On shipboard there will be many new experiences, some of which may not be as pleasant as you would have them. You will be in the company of all kinds of folk and will need to be exceptionally careful in your choice of friendships. Scores of young fellows who have set out upon similar journeys have palled up with folk that they felt were companionable and safe, to find that they are simply looking for the opportunity to prey upon the confidence people repose in them. Every company of people has a section which lives by its wits. On shipboard you find that proportion greater than in normal life.

The fact that you have Alec. Moodie with you should make it unnecessary for you to extend your friendships too widely. Be careful of the fellow who is short of money and who wants to borrow as he comes to the port, or, who at the port, discovers that he has only a few shillings and would like the loan of a pound or two, and will return it when you get back to the ship. There are plenty of that kind around, but they seldom pay up.

Be careful of your bags.

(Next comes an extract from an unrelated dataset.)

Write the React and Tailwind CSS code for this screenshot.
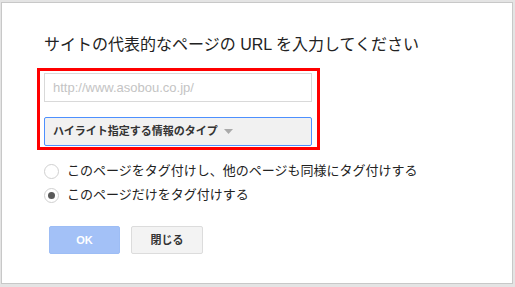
import React from "react";

const font = { fontFamily: '"Liberation Sans", "Noto Sans CJK JP", sans-serif' };

function Radio({ checked, label }) {
  return (
    <div className="flex items-center h-[24px]">
      <span className="w-[15px] h-[15px] rounded-full border border-[#d0d0d0] bg-white flex items-center justify-center shrink-0">
        {checked && <span className="w-[7px] h-[7px] rounded-full bg-[#5a5a5a]" />}
      </span>
      <span className="ml-[8px] text-[13px] text-[#222] leading-[24px]">{label}</span>
    </div>
  );
}

export default function App() {
  return (
    <div className="w-[515px] h-[287px] bg-[#e4e4e4] pt-[2px] pl-[1px] overflow-hidden" style={font}>
      <div className="w-[512px] h-[282px] bg-white border border-[#c8c8c8] flex flex-col pl-[42px] pt-[32px]">
        <div className="text-[16px] leading-[20px] text-[#222]">
          サイトの代表的なページの URL を入力してください
        </div>
        <div className="-ml-[7px] mt-[13px] w-[283px] h-[82px] border-[3px] border-[#ff0000] pl-[4px] pt-[2px] flex flex-col">
          <div className="w-[268px] h-[29px] border border-[#d9d9d9] bg-white flex items-center pl-[8px] text-[13px] text-[#c4c4c4]">
            http://www.asobou.co.jp/
          </div>
          <div className="mt-[15px] w-[268px] h-[29px] border border-[#4d90fe] rounded-[2px] bg-[#f1f1f1] flex items-center pl-[8px] text-[11px] font-bold text-[#333]">
            ハイライト指定する情報のタイプ
            <svg width="9" height="5" viewBox="0 0 9 5" className="ml-[6px]">
              <path d="M0 0 L9 0 L4.5 5 Z" fill="#aaaaaa" />
            </svg>
          </div>
        </div>
        <div className="mt-[9px] flex flex-col">
          <Radio label="このページをタグ付けし、他のページも同様にタグ付けする" />
          <Radio checked label="このページだけをタグ付けする" />
        </div>
        <div className="mt-[19px] ml-[5px] flex gap-[11px]">
          <div className="w-[71px] h-[28px] rounded-[2px] bg-[#a3c1f7] border border-[#9dbdf5] flex items-center justify-center text-[11px] font-bold text-white">
            OK
          </div>
          <div className="w-[72px] h-[28px] rounded-[2px] bg-[#f3f3f3] border border-[#dcdcdc] flex items-center justify-center text-[11px] font-bold text-[#333]">
            閉じる
          </div>
        </div>
      </div>
    </div>
  );
}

Leave nothing lying around or it will disappear. Keep your bags locked and see that the first thing that you do is place your papers, wallet, etc. in the care of the Purser. Don't delay in doing this. There are some folk who clean up several cabins shortly after the boat starts. Be specially careful that your stuff is properly secured before you leave the ship at any of the ports of call. When you get to Suva, I expect Mr. A. Barker of the Methodist Mission may have some little courtesy to extend to you. If he should not put in an appearance at the ship, please look  him up, because you will find him a good friend. I have written him advising him of your arrival.

Old business cards from his Melbourne days
that my grandfather saved.
And now, my boy, I have just this word for you in closing. If your service in the Young Men's Christian Association is going to be anything in the future, it will be largely determined by the depth of your own religious experience and your determination to make it of large account in the service of others.

Life has two major aspects, one in relation to God and one in relation to one's fellows. You cannot expect your service to your fellows to be of the greatest value unless you cultivate a deep and abiding fellowship with the living Christ.